The exercise: Leave the pictures out and copy exactly the lines from the line containing "What React, TypeScript" to the line containing "h-14 items-center justify-center", both lines included.

Material to process:

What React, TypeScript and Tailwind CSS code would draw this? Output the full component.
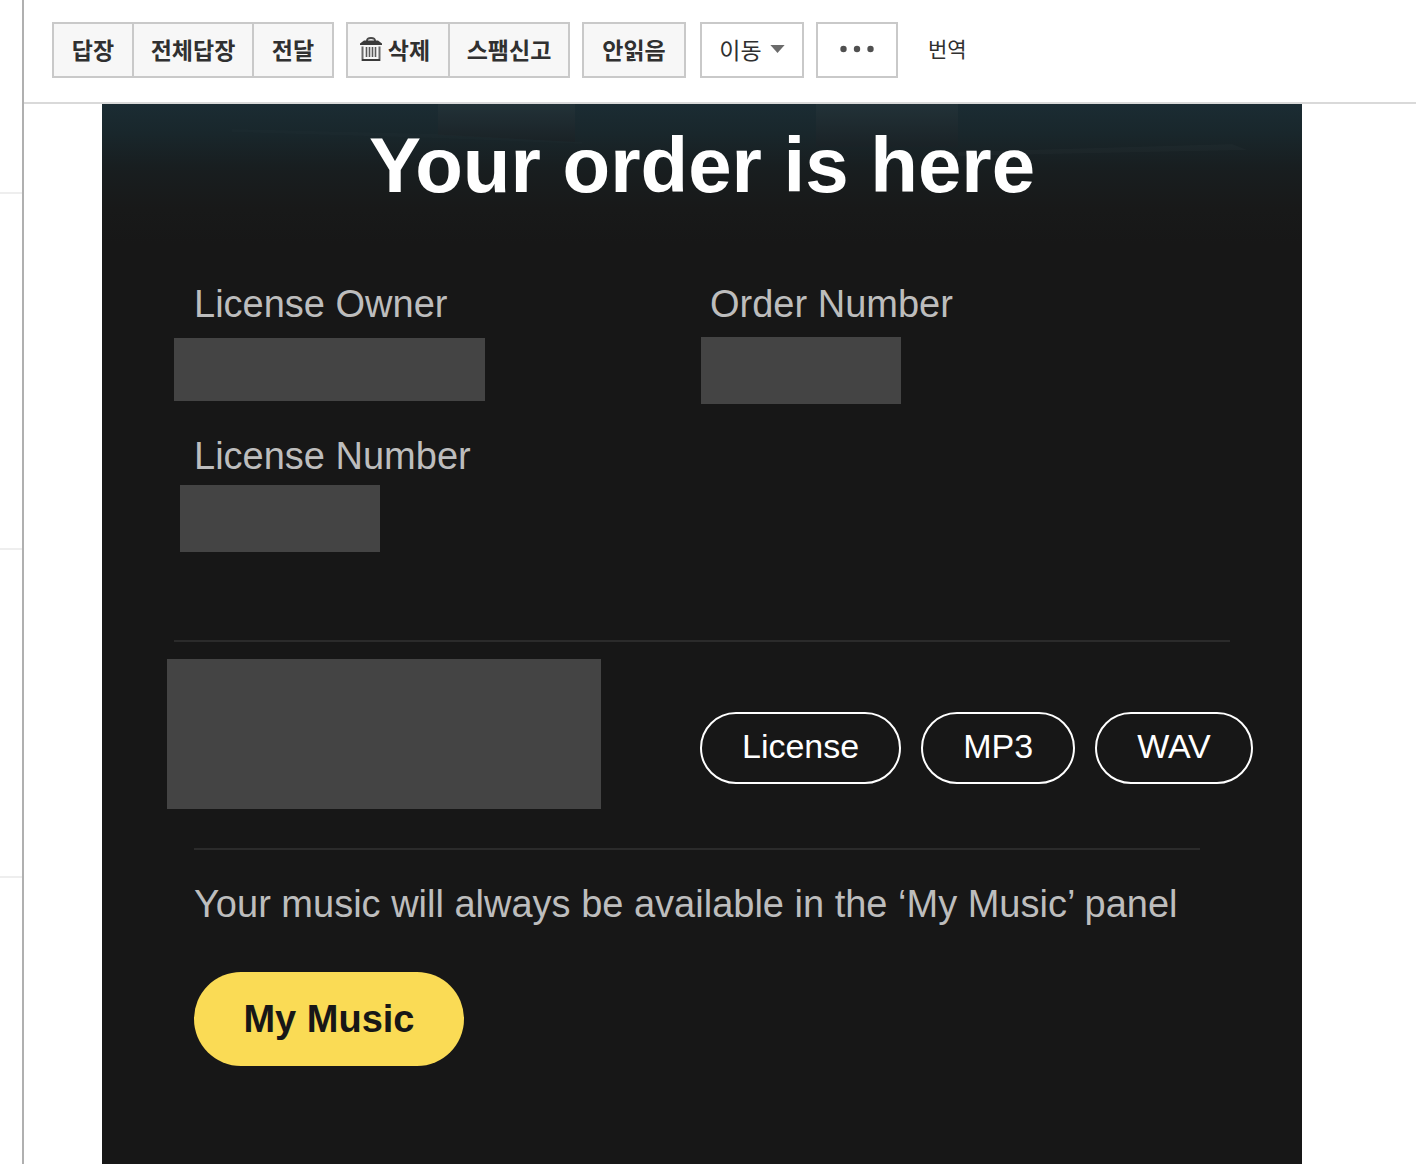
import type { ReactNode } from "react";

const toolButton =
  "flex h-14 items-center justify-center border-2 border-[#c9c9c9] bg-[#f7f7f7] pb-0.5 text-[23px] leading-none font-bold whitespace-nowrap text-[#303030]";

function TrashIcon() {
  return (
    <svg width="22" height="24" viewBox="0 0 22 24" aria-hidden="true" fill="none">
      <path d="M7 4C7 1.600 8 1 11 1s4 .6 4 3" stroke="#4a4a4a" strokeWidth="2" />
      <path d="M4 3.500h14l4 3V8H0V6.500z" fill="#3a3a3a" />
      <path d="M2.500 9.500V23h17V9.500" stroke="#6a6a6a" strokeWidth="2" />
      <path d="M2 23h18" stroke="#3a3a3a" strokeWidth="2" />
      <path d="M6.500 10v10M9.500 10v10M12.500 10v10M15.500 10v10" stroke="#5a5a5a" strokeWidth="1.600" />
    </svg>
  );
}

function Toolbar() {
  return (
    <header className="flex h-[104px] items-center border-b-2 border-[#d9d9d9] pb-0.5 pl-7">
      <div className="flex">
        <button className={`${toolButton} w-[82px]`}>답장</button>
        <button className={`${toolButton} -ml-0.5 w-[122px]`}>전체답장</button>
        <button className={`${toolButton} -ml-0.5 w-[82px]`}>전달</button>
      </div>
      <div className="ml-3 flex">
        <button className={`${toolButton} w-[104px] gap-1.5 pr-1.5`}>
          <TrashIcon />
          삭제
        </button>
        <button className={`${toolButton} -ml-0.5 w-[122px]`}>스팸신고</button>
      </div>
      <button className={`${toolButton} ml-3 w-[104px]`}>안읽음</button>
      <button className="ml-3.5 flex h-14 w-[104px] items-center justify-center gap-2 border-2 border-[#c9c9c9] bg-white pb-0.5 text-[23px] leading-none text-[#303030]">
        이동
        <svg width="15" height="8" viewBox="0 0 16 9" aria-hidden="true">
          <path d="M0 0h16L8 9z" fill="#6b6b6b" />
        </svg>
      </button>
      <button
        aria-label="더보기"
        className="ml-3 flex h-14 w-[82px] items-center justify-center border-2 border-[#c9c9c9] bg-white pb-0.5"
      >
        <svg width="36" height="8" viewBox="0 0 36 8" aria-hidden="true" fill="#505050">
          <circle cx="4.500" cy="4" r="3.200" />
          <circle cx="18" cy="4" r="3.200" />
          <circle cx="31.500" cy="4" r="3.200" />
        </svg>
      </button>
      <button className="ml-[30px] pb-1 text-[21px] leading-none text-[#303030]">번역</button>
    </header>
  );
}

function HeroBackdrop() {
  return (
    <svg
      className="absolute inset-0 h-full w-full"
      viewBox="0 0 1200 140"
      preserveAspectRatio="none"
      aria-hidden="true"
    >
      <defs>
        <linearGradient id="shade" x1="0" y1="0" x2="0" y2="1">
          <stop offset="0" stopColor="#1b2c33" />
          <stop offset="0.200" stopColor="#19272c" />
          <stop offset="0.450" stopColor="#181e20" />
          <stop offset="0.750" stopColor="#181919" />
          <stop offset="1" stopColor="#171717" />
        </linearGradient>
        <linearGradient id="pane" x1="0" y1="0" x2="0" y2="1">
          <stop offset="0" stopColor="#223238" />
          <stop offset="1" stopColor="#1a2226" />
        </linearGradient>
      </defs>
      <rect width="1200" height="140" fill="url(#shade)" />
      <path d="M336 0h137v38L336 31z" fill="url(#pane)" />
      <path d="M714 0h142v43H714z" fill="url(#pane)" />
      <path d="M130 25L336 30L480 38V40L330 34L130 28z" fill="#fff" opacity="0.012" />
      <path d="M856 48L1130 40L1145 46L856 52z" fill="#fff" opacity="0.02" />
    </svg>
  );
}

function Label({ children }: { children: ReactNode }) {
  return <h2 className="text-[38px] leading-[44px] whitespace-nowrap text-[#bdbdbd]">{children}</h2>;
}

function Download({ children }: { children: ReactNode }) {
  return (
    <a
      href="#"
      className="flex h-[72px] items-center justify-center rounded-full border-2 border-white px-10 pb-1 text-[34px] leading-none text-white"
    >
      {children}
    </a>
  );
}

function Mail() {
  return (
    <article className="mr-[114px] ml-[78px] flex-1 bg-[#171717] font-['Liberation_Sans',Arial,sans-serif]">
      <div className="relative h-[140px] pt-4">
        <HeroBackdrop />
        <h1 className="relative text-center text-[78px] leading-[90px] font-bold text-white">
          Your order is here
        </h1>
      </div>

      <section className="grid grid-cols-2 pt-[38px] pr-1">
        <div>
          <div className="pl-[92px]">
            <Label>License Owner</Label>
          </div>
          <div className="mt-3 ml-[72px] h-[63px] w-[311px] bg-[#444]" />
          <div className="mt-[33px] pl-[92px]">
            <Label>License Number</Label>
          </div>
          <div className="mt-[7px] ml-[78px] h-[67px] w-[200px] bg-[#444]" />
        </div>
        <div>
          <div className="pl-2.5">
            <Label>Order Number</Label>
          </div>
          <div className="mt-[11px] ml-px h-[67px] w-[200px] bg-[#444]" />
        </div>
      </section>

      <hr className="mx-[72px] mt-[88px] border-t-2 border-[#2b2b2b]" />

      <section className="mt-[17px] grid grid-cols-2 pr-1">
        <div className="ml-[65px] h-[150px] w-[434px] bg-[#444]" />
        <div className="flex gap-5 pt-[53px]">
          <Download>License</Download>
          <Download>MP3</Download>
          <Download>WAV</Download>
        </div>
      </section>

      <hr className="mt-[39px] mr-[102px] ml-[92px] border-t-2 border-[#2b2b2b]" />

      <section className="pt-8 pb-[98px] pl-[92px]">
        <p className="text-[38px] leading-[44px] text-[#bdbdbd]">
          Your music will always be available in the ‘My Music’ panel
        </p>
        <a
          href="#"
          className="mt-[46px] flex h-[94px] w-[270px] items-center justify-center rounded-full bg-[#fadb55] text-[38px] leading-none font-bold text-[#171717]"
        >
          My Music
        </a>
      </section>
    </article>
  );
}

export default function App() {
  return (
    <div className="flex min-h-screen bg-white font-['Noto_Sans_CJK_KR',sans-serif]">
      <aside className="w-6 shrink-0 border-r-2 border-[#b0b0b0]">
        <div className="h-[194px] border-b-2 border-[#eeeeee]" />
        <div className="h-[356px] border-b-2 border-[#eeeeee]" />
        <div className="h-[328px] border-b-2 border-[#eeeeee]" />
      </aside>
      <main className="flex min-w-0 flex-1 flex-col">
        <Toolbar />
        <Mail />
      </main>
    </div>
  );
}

==

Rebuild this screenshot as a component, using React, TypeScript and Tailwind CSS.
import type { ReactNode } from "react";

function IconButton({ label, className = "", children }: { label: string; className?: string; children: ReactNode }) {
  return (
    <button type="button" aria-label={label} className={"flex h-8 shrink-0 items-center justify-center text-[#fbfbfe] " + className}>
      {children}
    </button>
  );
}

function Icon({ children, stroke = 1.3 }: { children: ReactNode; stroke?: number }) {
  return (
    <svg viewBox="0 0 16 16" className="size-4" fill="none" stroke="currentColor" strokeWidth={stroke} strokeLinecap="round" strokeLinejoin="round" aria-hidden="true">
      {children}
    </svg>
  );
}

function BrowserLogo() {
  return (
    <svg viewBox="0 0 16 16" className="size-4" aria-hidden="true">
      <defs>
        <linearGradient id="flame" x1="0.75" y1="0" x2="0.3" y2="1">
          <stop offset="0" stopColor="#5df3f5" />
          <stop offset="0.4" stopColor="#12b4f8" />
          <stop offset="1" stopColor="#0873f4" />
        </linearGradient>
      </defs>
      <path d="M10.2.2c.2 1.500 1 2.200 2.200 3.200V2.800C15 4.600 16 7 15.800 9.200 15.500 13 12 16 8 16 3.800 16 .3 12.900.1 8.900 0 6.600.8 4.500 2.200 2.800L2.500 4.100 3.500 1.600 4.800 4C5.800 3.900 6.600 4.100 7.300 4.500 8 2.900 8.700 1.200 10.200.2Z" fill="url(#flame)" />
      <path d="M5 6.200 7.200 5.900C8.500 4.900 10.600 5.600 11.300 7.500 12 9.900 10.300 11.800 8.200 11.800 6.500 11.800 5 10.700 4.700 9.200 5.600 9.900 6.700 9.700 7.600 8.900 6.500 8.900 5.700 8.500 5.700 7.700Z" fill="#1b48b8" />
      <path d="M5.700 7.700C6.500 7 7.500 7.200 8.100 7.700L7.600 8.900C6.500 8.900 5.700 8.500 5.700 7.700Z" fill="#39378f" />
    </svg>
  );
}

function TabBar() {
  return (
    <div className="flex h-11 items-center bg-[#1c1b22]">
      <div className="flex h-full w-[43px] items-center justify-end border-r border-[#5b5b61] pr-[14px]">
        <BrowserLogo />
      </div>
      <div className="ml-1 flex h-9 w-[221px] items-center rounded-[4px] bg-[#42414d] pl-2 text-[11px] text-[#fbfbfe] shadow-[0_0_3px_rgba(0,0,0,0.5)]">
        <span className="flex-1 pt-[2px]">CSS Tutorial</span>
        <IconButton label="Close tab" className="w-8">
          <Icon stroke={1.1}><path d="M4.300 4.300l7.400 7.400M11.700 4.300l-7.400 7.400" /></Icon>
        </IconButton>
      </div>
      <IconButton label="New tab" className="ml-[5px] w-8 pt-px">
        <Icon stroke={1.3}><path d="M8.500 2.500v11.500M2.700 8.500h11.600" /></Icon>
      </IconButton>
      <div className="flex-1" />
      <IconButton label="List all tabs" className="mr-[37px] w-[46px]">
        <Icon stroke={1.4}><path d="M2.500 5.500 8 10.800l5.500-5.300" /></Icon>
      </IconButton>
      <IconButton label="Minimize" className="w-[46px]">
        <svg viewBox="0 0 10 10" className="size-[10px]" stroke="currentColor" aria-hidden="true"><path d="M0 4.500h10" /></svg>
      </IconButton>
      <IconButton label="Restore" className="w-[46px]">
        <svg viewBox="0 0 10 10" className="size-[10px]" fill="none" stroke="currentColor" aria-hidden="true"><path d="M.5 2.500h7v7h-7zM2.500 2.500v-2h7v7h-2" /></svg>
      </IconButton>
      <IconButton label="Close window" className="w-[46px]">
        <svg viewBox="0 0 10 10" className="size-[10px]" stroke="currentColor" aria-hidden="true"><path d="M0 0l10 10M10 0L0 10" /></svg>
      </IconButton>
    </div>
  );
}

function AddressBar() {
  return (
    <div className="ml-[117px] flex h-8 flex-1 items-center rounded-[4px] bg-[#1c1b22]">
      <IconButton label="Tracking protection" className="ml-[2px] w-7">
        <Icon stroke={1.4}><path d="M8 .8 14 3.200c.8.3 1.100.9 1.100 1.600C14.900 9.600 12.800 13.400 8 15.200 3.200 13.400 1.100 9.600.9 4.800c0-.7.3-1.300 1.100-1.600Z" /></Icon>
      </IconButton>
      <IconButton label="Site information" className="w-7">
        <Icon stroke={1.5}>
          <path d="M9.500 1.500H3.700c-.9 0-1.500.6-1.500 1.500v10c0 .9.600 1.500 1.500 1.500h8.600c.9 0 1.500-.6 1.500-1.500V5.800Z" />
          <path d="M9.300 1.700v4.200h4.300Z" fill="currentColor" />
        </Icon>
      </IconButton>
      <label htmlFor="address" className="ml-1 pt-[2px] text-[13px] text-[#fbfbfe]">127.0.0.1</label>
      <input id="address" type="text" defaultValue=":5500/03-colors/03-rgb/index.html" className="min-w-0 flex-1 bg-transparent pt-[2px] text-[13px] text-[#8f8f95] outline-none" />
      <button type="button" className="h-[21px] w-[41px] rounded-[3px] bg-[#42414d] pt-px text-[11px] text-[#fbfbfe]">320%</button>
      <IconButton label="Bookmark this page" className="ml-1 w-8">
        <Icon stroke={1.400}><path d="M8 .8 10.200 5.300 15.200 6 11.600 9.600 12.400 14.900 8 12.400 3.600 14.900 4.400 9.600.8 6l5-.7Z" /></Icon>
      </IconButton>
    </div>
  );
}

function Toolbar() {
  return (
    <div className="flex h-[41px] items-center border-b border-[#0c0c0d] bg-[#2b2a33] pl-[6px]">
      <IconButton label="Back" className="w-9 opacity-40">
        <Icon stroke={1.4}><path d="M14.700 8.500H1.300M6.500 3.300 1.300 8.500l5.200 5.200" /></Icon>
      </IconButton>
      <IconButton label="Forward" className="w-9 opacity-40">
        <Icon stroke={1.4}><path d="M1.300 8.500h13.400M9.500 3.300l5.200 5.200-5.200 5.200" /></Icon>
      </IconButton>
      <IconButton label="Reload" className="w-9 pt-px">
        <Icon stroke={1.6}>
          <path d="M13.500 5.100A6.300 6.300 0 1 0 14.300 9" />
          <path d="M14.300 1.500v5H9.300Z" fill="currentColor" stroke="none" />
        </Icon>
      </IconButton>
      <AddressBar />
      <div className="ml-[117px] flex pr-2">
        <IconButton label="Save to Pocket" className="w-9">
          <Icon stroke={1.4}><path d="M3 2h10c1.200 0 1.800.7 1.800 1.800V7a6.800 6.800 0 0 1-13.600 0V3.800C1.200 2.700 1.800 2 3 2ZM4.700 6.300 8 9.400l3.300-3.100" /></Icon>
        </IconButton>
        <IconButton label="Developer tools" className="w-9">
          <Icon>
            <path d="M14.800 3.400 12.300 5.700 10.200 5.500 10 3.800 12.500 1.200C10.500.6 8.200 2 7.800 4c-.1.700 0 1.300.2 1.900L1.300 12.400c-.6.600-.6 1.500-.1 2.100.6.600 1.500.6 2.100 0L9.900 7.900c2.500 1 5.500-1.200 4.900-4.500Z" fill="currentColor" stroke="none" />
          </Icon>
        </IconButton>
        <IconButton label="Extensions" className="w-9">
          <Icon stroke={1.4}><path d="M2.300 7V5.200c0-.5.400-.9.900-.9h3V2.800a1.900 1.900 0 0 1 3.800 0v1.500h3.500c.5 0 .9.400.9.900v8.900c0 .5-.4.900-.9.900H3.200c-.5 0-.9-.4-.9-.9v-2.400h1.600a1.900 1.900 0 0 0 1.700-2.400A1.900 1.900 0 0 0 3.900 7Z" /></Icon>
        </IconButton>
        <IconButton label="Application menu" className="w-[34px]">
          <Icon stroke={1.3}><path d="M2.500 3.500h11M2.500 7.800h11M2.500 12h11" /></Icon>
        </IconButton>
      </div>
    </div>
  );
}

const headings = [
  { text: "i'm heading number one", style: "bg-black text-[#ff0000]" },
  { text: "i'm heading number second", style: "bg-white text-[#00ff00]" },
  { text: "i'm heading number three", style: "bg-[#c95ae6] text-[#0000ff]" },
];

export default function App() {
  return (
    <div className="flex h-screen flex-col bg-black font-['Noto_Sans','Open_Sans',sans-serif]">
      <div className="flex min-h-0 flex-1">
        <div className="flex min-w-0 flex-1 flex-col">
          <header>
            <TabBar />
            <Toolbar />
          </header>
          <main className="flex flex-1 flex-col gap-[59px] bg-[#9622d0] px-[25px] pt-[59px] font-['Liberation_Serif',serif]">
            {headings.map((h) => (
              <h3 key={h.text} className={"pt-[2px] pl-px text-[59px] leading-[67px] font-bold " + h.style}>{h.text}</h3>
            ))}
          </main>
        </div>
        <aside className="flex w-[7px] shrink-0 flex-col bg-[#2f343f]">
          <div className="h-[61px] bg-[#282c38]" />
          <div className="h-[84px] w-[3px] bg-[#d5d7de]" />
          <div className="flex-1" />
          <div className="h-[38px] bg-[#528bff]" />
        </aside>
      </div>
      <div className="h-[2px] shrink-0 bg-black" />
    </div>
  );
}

Exercise response:
What React, TypeScript and Tailwind CSS code would draw this? Output the full component.
import type { ReactNode } from "react";

const toolButton =
  "flex h-14 items-center justify-center border-2 border-[#c9c9c9] bg-[#f7f7f7] pb-0.5 text-[23px] leading-none font-bold whitespace-nowrap text-[#303030]";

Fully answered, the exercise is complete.